Wujudkan Perempuan Mandiri dan Kreatif


Oleh Elisabeth Uru Ndaya, S.Pd.

Budaya patriarki yang masih kental di tengah-tengah masyarakat menjadikan kaum perempuan masih rentan terhadap aksi kekerasan. Ketergantungan kepada kaum laki-laki dalam berumah tangga, menjadikan perempuan bungkam ketika menerima perlakuan tidak menyenangkan ataupun kekerasan. Hal ini bukanlah semata-mata karna kesalahan para kaum laki-laki tetapi juga pemahaman kaum perempuan yang masih menjadi persoalan. Kurangnya pemahaman, pendidikan, dan pola pikir yang masih belum merdeka menjadikan mereka bergantung sepenuhnya pada kehidupan laki-laki.
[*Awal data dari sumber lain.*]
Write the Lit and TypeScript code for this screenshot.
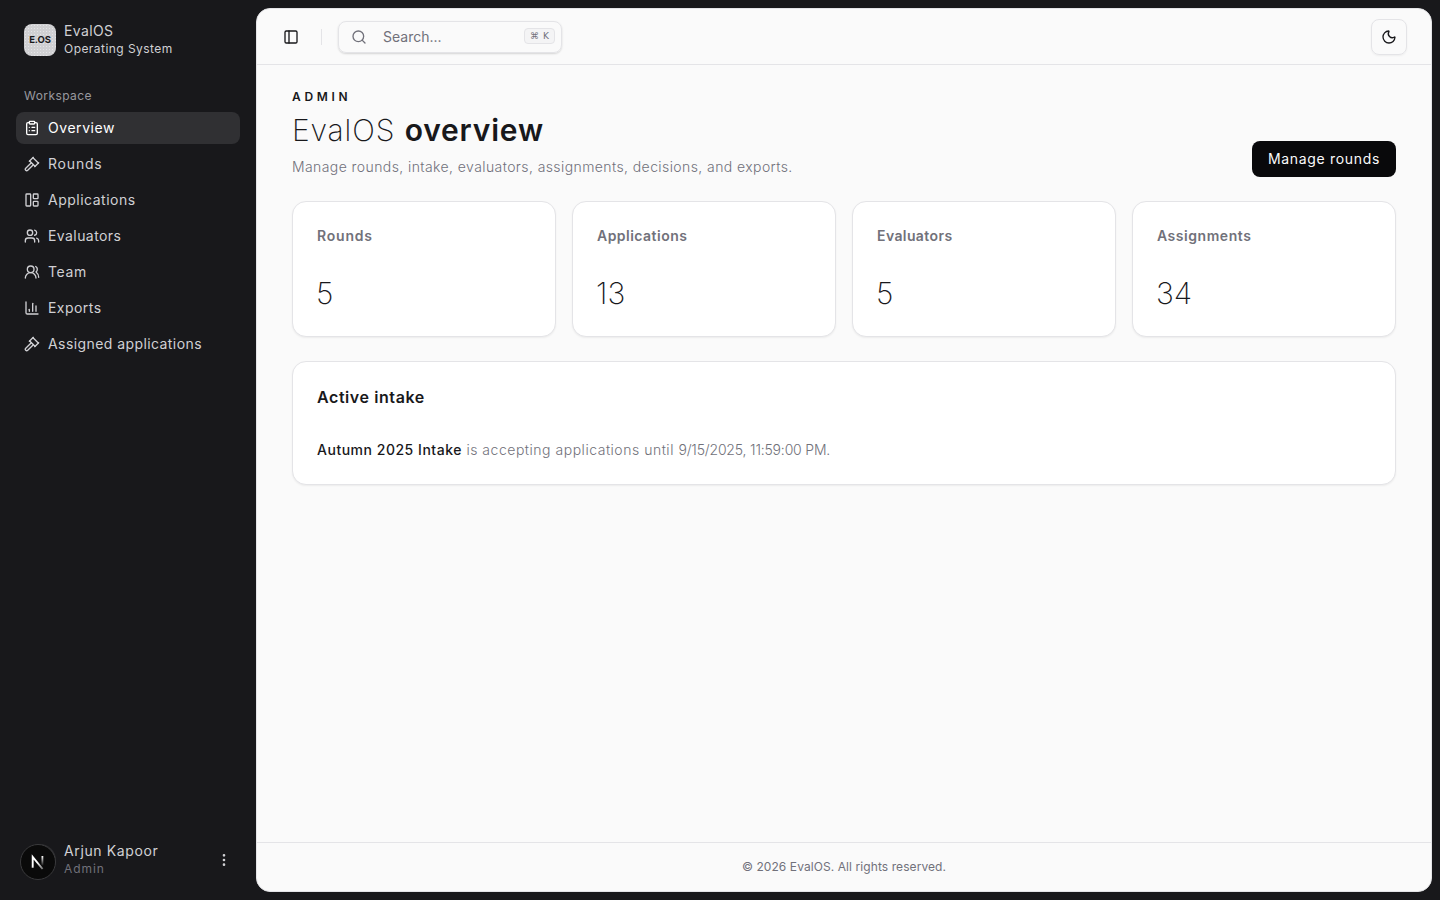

Hal seperti inilah yang menjadi tantangan bagi kaum perempuan saat ini. Saya Elisabeth Uru Ndaya sebagai perempuan muda yang sudah banyak dididik oleh Stube-HEMAT, ada keprihatinan dan keinginan untuk melakukan sesuatu yang bermanfaat bagi para kaum perempuan Sumba, khususnya di kampung saya Tanatuku, jemaat GKS Karunggu. Dengan adanya pemberdayaan perempuan dalam bidang ekonomi dan ketenagakerjaan, diharapkan dapat mendorong kehidupan para kaum perempuan di tempat ini untuk mempersiapkan kehidupan rumah tangga dengan meningkatkan keterampilan dan keahlian sumber daya perempuan melalui produksi, kewirausahaan, dan pengelolaan usaha.
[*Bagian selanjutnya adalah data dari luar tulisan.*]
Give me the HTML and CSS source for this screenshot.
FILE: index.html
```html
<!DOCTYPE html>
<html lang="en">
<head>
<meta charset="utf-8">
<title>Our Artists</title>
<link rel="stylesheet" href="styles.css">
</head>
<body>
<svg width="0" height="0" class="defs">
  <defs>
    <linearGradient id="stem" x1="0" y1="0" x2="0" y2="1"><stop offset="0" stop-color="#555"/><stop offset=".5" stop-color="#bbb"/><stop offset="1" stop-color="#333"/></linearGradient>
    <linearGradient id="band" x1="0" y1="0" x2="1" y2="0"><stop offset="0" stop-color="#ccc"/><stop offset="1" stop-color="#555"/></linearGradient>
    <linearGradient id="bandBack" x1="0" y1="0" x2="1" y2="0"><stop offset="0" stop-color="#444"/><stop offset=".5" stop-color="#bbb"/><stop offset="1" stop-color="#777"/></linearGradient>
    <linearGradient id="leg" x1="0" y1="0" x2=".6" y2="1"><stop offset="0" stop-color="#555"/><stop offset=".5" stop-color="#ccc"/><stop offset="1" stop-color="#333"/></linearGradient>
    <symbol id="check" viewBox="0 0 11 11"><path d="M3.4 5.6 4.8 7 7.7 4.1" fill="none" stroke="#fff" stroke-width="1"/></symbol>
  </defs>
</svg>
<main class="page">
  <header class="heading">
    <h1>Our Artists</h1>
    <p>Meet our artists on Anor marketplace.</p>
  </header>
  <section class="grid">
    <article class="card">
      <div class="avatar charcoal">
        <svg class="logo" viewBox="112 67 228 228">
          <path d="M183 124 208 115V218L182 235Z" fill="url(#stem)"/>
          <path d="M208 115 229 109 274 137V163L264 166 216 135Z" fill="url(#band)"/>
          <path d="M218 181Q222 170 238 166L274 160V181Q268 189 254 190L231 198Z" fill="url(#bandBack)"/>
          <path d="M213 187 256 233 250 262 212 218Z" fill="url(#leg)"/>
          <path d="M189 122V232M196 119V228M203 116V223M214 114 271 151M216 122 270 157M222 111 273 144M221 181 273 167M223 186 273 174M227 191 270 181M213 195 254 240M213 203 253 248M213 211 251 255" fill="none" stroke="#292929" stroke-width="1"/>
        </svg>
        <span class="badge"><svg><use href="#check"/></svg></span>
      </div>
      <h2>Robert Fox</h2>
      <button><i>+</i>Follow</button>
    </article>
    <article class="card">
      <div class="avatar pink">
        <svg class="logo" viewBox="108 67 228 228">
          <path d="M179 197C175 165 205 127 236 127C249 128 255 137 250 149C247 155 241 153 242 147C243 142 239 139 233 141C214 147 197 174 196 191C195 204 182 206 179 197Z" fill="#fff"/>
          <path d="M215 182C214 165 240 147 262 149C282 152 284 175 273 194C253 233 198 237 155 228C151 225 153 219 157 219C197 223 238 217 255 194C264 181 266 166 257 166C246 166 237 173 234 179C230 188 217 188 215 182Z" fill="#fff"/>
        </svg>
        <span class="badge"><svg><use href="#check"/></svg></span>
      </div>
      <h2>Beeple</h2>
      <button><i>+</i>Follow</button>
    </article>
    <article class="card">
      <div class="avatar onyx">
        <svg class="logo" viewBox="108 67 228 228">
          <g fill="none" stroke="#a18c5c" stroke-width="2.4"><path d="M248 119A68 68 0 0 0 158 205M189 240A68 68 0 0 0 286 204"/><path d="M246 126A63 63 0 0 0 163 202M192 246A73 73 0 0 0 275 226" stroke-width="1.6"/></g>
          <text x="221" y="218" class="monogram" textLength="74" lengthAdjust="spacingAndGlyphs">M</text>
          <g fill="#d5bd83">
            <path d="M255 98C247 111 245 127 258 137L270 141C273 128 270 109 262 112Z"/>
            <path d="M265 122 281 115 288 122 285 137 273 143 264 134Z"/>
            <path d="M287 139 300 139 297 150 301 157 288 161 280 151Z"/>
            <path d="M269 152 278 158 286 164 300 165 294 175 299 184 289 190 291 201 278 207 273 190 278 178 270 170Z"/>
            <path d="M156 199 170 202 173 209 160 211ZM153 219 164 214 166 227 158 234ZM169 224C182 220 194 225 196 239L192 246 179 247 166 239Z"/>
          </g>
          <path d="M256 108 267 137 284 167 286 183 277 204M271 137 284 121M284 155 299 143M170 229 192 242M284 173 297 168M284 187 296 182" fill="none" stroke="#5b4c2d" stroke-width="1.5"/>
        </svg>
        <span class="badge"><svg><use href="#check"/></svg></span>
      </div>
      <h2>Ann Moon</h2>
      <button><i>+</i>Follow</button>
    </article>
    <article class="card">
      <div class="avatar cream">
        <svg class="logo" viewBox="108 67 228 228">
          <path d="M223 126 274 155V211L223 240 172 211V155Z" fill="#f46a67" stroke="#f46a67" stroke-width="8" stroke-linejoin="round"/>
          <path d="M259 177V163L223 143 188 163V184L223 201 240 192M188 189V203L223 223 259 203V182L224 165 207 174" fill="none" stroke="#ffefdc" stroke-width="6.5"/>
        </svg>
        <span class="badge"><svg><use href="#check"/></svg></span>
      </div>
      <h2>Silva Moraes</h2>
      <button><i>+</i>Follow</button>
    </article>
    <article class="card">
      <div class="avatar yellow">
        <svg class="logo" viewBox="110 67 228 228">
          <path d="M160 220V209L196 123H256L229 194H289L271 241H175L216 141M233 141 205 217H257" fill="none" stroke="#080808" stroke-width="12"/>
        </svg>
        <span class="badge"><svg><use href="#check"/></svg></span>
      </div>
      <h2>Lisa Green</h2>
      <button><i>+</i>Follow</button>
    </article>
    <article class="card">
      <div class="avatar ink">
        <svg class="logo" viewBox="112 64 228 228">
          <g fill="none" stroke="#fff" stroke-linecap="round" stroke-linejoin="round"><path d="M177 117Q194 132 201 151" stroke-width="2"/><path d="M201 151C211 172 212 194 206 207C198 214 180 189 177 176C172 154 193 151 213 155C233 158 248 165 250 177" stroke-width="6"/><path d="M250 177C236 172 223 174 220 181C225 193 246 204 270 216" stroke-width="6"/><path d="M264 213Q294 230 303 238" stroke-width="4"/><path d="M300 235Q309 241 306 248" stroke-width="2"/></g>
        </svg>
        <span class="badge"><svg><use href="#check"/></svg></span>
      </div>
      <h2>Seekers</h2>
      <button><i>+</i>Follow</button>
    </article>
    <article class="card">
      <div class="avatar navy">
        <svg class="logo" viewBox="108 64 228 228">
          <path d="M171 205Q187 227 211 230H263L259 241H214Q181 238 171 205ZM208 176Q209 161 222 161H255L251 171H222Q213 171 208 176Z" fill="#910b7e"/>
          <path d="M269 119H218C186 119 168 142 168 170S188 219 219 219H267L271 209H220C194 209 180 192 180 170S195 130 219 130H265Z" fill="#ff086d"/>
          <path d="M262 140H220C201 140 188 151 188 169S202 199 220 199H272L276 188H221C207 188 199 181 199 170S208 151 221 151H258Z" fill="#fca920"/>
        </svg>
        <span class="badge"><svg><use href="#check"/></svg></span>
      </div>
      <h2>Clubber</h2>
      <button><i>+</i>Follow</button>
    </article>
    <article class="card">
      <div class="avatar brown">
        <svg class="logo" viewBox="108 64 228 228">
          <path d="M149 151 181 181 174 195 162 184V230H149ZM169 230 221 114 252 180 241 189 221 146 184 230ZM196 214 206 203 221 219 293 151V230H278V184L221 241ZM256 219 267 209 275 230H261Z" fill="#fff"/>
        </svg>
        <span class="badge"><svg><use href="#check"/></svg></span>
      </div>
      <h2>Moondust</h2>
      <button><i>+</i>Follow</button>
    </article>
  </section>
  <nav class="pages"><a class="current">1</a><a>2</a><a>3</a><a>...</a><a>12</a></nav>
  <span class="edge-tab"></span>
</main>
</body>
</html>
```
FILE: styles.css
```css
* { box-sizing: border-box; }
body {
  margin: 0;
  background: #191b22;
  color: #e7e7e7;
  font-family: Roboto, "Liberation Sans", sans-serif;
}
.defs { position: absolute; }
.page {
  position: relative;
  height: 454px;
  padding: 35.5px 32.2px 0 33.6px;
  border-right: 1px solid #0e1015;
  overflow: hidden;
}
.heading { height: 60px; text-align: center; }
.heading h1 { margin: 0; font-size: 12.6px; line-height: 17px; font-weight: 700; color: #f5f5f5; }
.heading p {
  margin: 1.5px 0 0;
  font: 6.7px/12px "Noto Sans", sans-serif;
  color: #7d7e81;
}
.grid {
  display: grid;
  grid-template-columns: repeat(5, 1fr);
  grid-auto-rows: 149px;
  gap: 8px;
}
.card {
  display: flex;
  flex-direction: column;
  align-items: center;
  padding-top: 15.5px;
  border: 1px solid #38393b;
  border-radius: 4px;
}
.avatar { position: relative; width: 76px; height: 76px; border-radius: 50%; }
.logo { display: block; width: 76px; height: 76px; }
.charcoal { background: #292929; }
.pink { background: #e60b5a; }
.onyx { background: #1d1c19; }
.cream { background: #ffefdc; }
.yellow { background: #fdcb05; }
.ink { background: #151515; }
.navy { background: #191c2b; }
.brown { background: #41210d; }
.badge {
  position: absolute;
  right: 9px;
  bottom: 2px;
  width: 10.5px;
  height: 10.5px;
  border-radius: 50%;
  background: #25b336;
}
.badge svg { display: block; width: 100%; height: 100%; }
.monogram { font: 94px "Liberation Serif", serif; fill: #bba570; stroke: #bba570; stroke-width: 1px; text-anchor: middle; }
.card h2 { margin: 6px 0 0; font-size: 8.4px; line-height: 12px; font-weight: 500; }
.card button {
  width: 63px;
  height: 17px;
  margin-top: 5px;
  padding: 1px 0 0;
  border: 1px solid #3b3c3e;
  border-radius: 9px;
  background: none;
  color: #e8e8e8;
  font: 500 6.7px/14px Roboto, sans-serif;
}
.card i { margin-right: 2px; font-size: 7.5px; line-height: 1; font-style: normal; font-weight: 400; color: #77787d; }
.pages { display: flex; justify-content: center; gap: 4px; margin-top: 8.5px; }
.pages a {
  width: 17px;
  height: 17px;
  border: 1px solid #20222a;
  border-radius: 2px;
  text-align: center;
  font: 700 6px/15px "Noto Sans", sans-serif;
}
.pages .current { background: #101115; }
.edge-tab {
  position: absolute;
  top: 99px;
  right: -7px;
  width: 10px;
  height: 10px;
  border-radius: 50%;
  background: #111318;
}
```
Setelah banyak berdiskusi bersama Petrus Ndakularak, Pendeta sekaligus Ketua BPMJ GKS Jemaat Karunggu, dan beberapa pemuda lainnya, akhirnya diputuskan untuk kembali membangkitkan komisi ibu-ibu, dan komisi pemuda - remaja yang sudah lama tidak aktif. Pada tanggal 1 September 2019, menjadi titik awal bagi saya untuk melakukan pendekatan terhadap ibu-ibu dalam sebuah forum kecil di salah satu rumah jemaat di Karunggu dengan didampingi oleh salah satu majelis jemaat GKS Karunggu.

Sangat bersyukur karena hanya saya sendiri perempuan yang belum berkeluarga hadir di tengah-tengah mereka dengan dihadiri 11 orang ibu-ibu dan semuanya merupakan ibu rumah tangga. Di sesi pertama, diskusi kami awali dengan doa pembukaan, sharing tentang persoalan yang sering mereka hadapi dalam mengurus sebuah keluarga, berdiskusi sejauh mana keterlibatan mereka dalam sebuah organisasi yang ada dan keterampilan apa yang mereka miliki saat ini selain menjadi ibu rumah tangga. Di sesi ke dua saya memberikan pemahaman dan kesadaran terhadap mereka tentang kesetaraan, bagaimana mewujudkan ekonomi kreatif dan di sesi terakhir saya memberikan ide agar di setiap pertemuan komisi ibu-ibu tidak hanya diadakan persekutuan tetapi diadakan arisan ibu-ibu.

Inilah yang menjadi langkah awal saya mendampingi komisi ibu-ibu di jemaat GKS Karunggu, dalam membangkitkan semangat mereka untuk selalu ada dalam satu persekutuan. Semoga dengan hadirnya kembali komisi ibu-ibu yang saya dampingi, perlahan-lahan dapat membantu mensejahterakan rumah tangga mereka masing-masing. (ELZ).